Overall, this album wasn't the band's strongest work, but I don't mean that as criticism. They took a step back from the intensity of Absent Sounds and tried for a different kind of intensity. It was the right step for them creatively, and while I might not consider this album to be their best album yet or my favorite, I know it was what they needed to do; therefore it was the best album for them to do right now. If they were focused on getting radio play and topping the charts, they wouldn't make the kind of music they do. FIL makes music, (at least this is what I've gathered), for the sake of creating and expressing the things they find beautiful and terrible and necessary. It's always an honor to listen to their hard work, and I highly recommend giving them a chance if you haven't yet. 

Overall Rating: 4/5
Recommended Tracks: "Hello", "Come Back", "Bare It", "Blank Tapes". 
Related Bands: Lydia, Moving Mountains, A Will Away

Saturday, April 30, 2016

"Bored To Death" - The Birth of a New Blink Era

The one thing that would draw me back into the blogging world: new Blink-182. After a lengthy absence of new material and more than enough drama, the world finally gets to hear what the new Blink lineup, sans Tom Delonge and including the newest member, ex-Alkaline Trio Matt Skiba. It premiered on the radio Wednesday, and has been taking the Internet by storm since, as well as the announcement of the upcoming tour with A Day To Remember, All Time Low, and The All American Rejects (trying not to freak out and failing). 

The build up to this song had been pretty intense. The band imploded last year (for more of my thoughts see this post) and from the ashes emerged the two sides: Tom and his solo projects, and Mark and Travis determined to put all their effort into making Blink what they thought it should be. Tensions have been up and down since, but it appears that the members are still on good terms, and a future of the original line up is still a possibility. 

However, the new song is the topic at hand. I'll be honest, I was apprehensive about the new lineup. I know that bands go through lineup changes, but Blink has been one of my favorites for a very long time. And the vocalists are what help give bands their uniqueness, one of the features that provides distinction from other bands. So I was a bit removed from the waiting process, not really feeling excited about the new material because of the changes.

When I first heard the new song, I was in the car on my way to Disneyland. I happened to be listening to the right station for the world premiere of the song, and found myself in a state of shock that I was hearing it. They played it twice, back to back, and after the end of the second play, I found the reason for my shock shifting.

I was shocked with how much I liked it.

It's a really great song. It feels like Blink, with some hints of Box Car Racer and +44 mixed in (naturally). The intro guitar riff does feel a little too much like "Adam's Song" (go do a side by side listen and tell me they're not related). But the chorus is huge, the verses keep the pace up, and the bridge is this slow building cacophony - but in a good way.
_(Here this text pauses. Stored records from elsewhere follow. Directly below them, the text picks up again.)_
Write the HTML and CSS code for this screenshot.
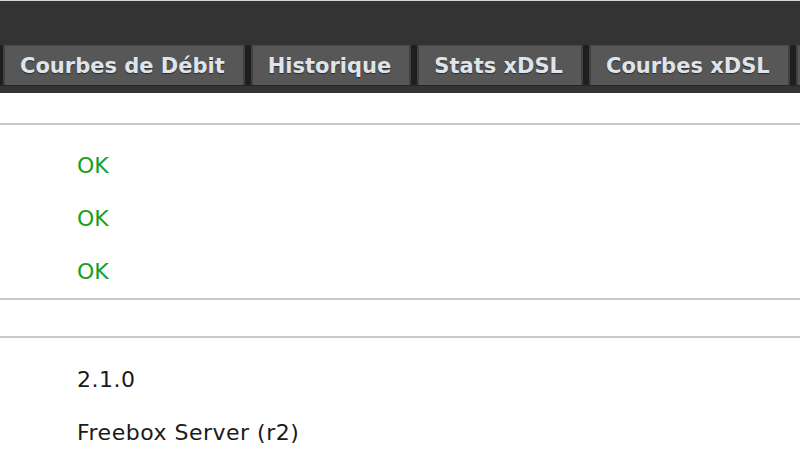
FILE: index.html
```html
<!DOCTYPE html>
<html lang="fr">
<head>
<meta charset="utf-8">
<title>Freebox</title>
<link rel="stylesheet" href="styles.css">
</head>
<body>
<header class="topbar">
  <nav class="tabs">
    <div class="tab">Courbes de Débit</div>
    <div class="tab">Historique</div>
    <div class="tab">Stats xDSL</div>
    <div class="tab">Courbes xDSL</div>
    <div class="tab stub"></div>
  </nav>
</header>
<main class="content">
  <section class="block">
    <div class="row ok">OK</div>
    <div class="row ok">OK</div>
    <div class="row ok">OK</div>
  </section>
  <section class="block empty"></section>
  <section class="block">
    <div class="row">2.1.0</div>
    <div class="row">Freebox Server (r2)</div>
  </section>
</main>
</body>
</html>
```
FILE: styles.css
```css
html, body {
  margin: 0;
  padding: 0;
  background: #ffffff;
  width: 800px;
  height: 450px;
  overflow: hidden;
}

.topbar {
  height: 92px;
  border-top: 1px solid #d6d6d6;
  background: #333334;
  display: flex;
  flex-direction: column;
  justify-content: flex-end;
  overflow: hidden;
}

.tabs {
  display: flex;
  gap: 2px;
  height: 40px;
  padding-left: 3px;
  margin-bottom: 7px;
  background: #1f1f1f;
  border-bottom: 1px solid #262626;
  white-space: nowrap;
}

.tab {
  flex: none;
  display: flex;
  align-items: center;
  padding: 0 18px 0 15px;
  background: #575757;
  border-left: 2px solid #404040;
  border-right: 2px solid #404040;
  border-top: 1px solid #474747;
  font-family: "DejaVu Sans", Verdana, sans-serif;
  font-weight: bold;
  font-size: 21px;
  color: #dfe4eb;
  text-shadow: 0 1px 1px #2a2a2a;
}

.tabs {
  gap: 6px;
}

.tab.stub {
  width: 60px;
  padding: 0;
}

.content {
  padding-top: 30px;
}

.block {
  border-top: 2px solid #c9c9c9;
  padding: 14px 0 0 0;
}

.block.empty {
  height: 36px;
  padding: 0;
}

.block + .block:last-child {
  padding-top: 15px;
}

.row {
  height: 53px;
  line-height: 53px;
  padding-left: 77px;
  font-family: "DejaVu Sans", Tahoma, sans-serif;
  font-size: 22px;
  letter-spacing: 0.5px;
  color: #1a1a1a;
}

.row.ok {
  color: #17a01f;
  letter-spacing: 0;
}
```
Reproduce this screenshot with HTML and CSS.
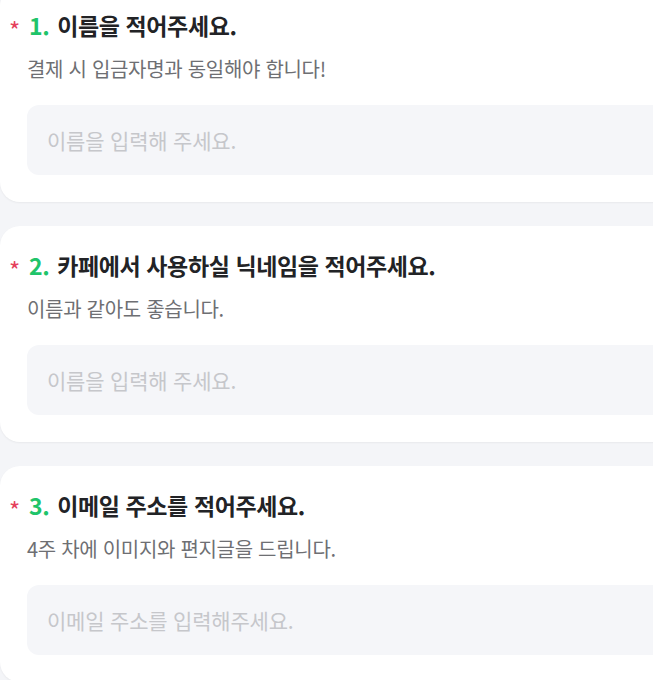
FILE: index.html
```html
<!DOCTYPE html>
<html lang="ko">
<head>
<meta charset="utf-8">
<link rel="stylesheet" href="styles.css">
</head>
<body>
<main class="form">
  <section class="card">
    <h2 class="q-title"><span class="req">*</span><span class="num">1.</span><span class="text">이름을 적어주세요.</span></h2>
    <p class="q-desc">결제 시 입금자명과 동일해야 합니다!</p>
    <div class="field"><span class="placeholder">이름을 입력해 주세요.</span></div>
  </section>
  <section class="card">
    <h2 class="q-title"><span class="req">*</span><span class="num">2.</span><span class="text">카페에서 사용하실 닉네임을 적어주세요.</span></h2>
    <p class="q-desc">이름과 같아도 좋습니다.</p>
    <div class="field"><span class="placeholder">이름을 입력해 주세요.</span></div>
  </section>
  <section class="card">
    <h2 class="q-title"><span class="req">*</span><span class="num">3.</span><span class="text">이메일 주소를 적어주세요.</span></h2>
    <p class="q-desc">4주 차에 이미지와 편지글을 드립니다.</p>
    <div class="field"><span class="placeholder">이메일 주소를 입력해주세요.</span></div>
  </section>
</main>
</body>
</html>
```
FILE: styles.css
```css
html, body {
  margin: 0;
  padding: 0;
  background: #f4f5f8;
  overflow: hidden;
  font-family: "Noto Sans CJK KR", "Noto Sans", sans-serif;
}
.form {
  display: flex;
  flex-direction: column;
  gap: 24px;
  margin-top: -14px;
  width: 720px;
}
.card {
  background: #ffffff;
  border-radius: 20px;
  padding: 24px 0 27px 27px;
  box-shadow: 0 1px 2px rgba(0, 0, 0, 0.05);
}
.q-title {
  display: flex;
  align-items: center;
  height: 30px;
  margin: 0 0 0 -17px;
  font-size: 23px;
  line-height: 30px;
  font-weight: 700;
  color: #222326;
  letter-spacing: -0.4px;
}
.req {
  color: #e5405b;
  font-size: 24px;
  line-height: 30px;
  font-weight: 400;
  width: 19px;
  transform: translate(-1px, 5px);
}
.num {
  color: #1fc46a;
  margin-right: 8px;
}
.q-desc {
  margin: 16px 0 0;
  font-size: 20px;
  line-height: 26px;
  color: #6e6f73;
  letter-spacing: -0.3px;
}
.field {
  margin-top: 23px;
  height: 70px;
  background: #f5f6f9;
  border-radius: 12px;
  display: flex;
  align-items: center;
  padding-left: 20px;
}
.placeholder {
  font-size: 21px;
  color: #c6c7cb;
  letter-spacing: -0.2px;
}
```
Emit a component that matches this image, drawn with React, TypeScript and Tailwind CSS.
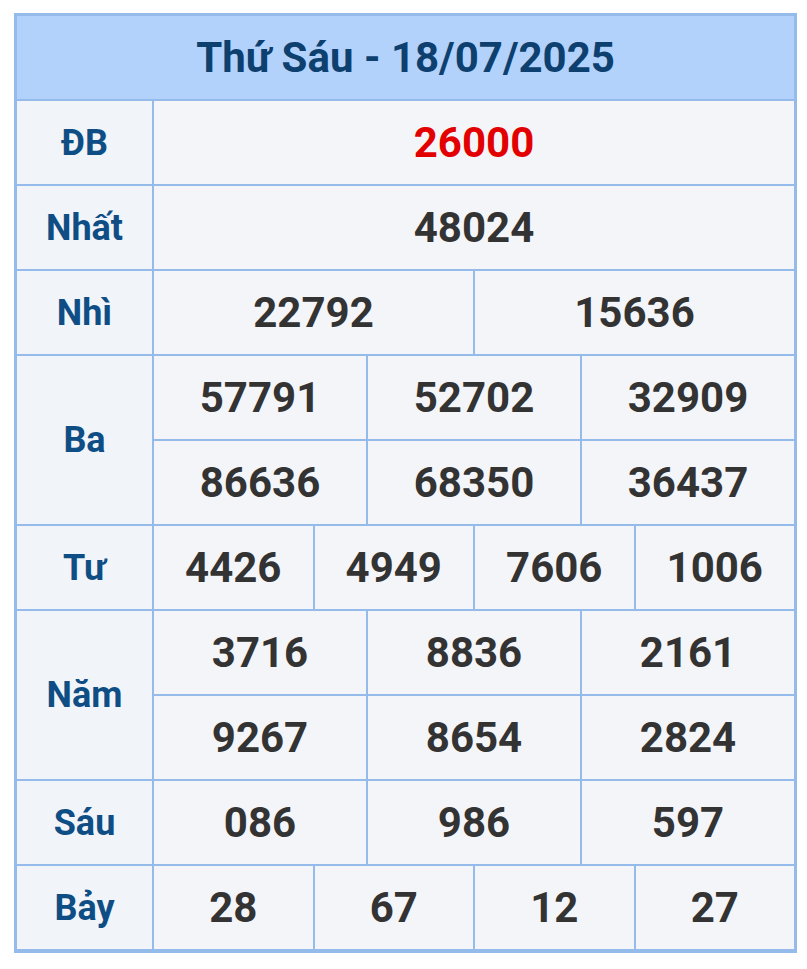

Matt Skiba fits very naturally into the sound of the group as well. I think the big part for me that made it sound so good is that it felt like they were pleased with the product they had produced. They had focused and worked hard, which is something that didn't happen as well with Neighborhoods

I found myself feeling a bit ashamed of how anxious I was about the song, and stubborn in my thinking that it wouldn't be as great without Tom. The original lineup will always hold a special place in my heart, but I'm excited for this new future, and what's in store for this band.